For any number of reasons, I would not like to be a cow. I may eat like a horse, sometimes I get a little antsy, and things may be going to the dogs in my life, but I draw the line when it comes to being linked to a cow.
The reason? Among many others, its diet.
You would think all I ever think about is food, based on last week's column on pizza. That's simply not true. I also think about sleep. Even then, when sleeping, as I am counting sheep, I'm always trying to butcher them for my next meal.
(Just as an aside for last week's work, I believe Adam and Eve ate Hawaiian pizza in the Garden of Eatin', er, Eden. Sin entered the world, and behold, there were black olives and yellow peppers.)
I'm thinking that a diet of the same food, day in and day out, without so much as ketchup to embellish, er, garnish it, is just too much. Mind you, it would give me license to say before every meal, “What the hay?” Instead of saying grace, I would be saying “grass.”
It's not only cows that have the same daily diet, either. Ever seen dog food? Cat food? Fish food? Ever eaten any of it? (I know, I know: What happens in the food dish stays in the food dish.)
While I may be fairly adventuresome with many things in life, I never (as in N-E-V-E-R) mess with what I order when going out for a meal. On the one hand, I don't want the same thing every time I go out for supper; but on the other hand, here are only about one of six dishes that I would order (beef dip, Monte Cristo sandwich, chicken burger, for starters). And pizza, natch.
However, as much as I like the same few dishes (Maurice, I not fussy, I'm discerning), I still enjoy a little variety. I couldn't handle, for example, beef dip for breakfast, lunch and supper, seven days a week, four weeks a month, and so on. Enough is enough...and then it's too much.
Whether you believe the divine side of the Good Book, I'm sure you will at least acknowledge the historical side. One of the greatest stories ever told was the wanderings through the wilderness for forty years by the freed Jewish slaves, as they made their way from Egypt back to the land that the LORD gave them, Palestine.
One of the many unique features about that account was--you guessed it—their diet. Without going into all the fascinating details, with all the spiritual subplots, suffice to say, they ate the same food day in and day out, month in and month out, for four decades! There were specific restrictions on when to get it, how to get it, and where to get it. (Read it at your leisure and pleasure in Exodus 16, the second book of the Old Testament.)
I tend to be hard on those Hebrew pilgrims, for all their ungratefulness, laziness, and complaining, but I think I would be just as bad, if I were, say, Ezra ben Solomon, son of Gilead and Machpelah. I mean, after all, manna in the morning, manna at noon, and manna in the evening would be just too much. Even if there could be manna loaves (or would that be 'bread bread'?), fried manna, manna chow mein, or manna meringue pie, at the end of the day, the base diet would still be manna.
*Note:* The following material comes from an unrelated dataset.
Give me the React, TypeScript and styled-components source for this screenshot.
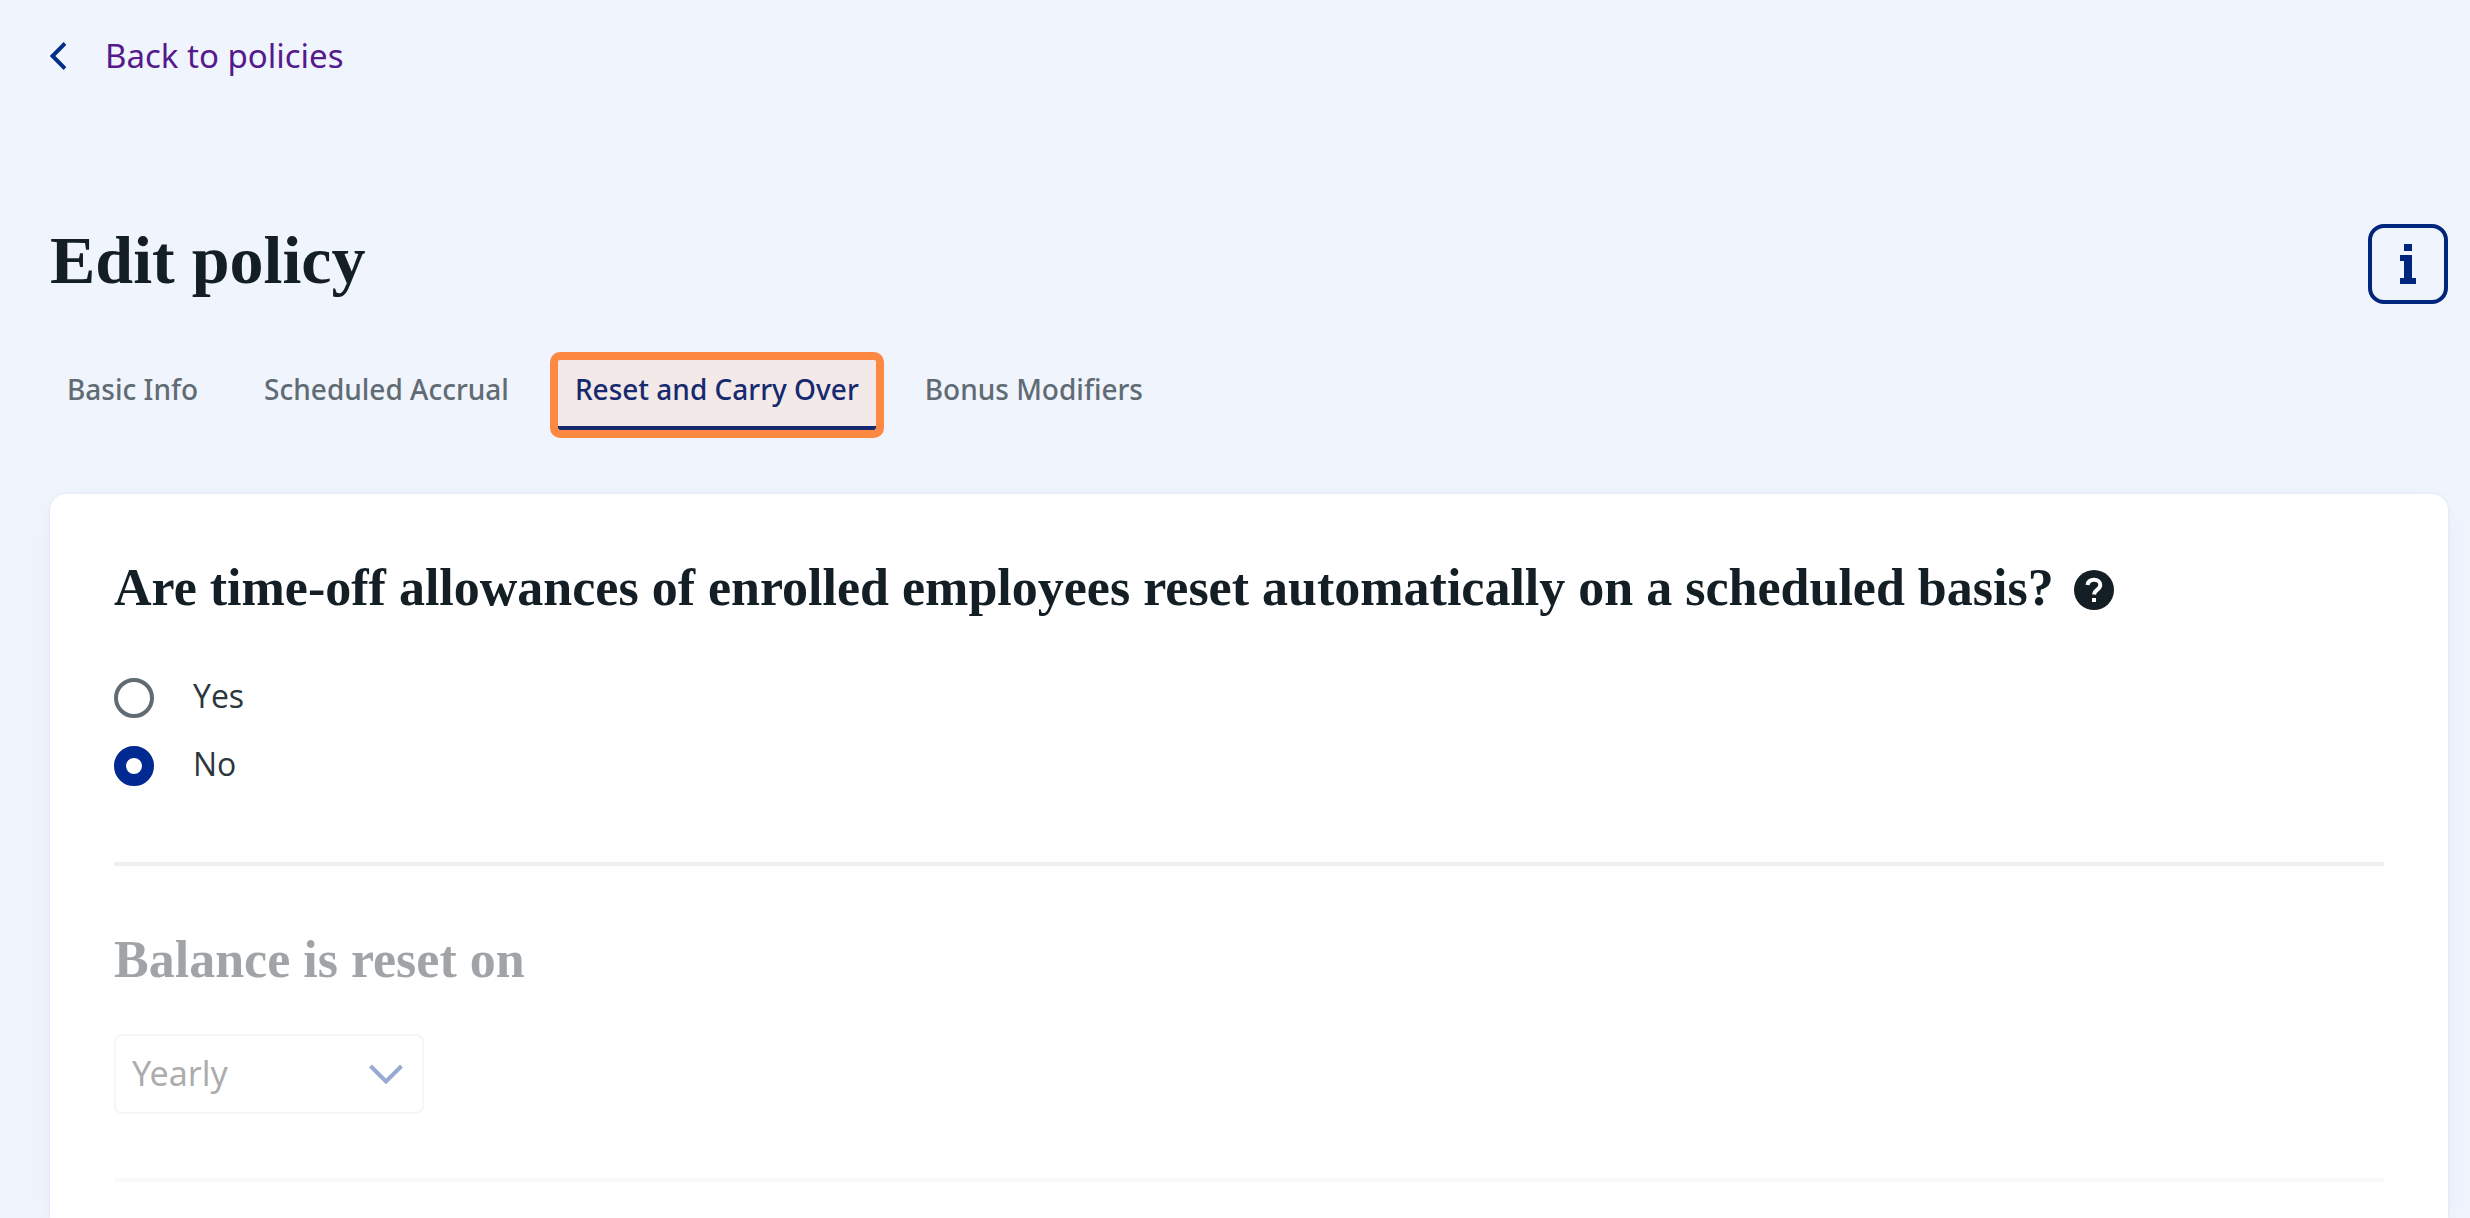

So, let's get back to the cows. All they eat is grass in its natural state, or gift-wrapped (aka bales), with a little grain thrown in for good measure—kind of like a chocolate bar on the bovine menu. But at the end of the day, the base diet is still grass. They thrive on it, only because they are wired that way (a soft suggestion here, people, that there is a Grand Designer behind these things).
So cows can eat their grass, the Hebrews can eat their manna, but I'll stick with some beef dish. You might say that I'm going to have a cow over this matter, one way or the other.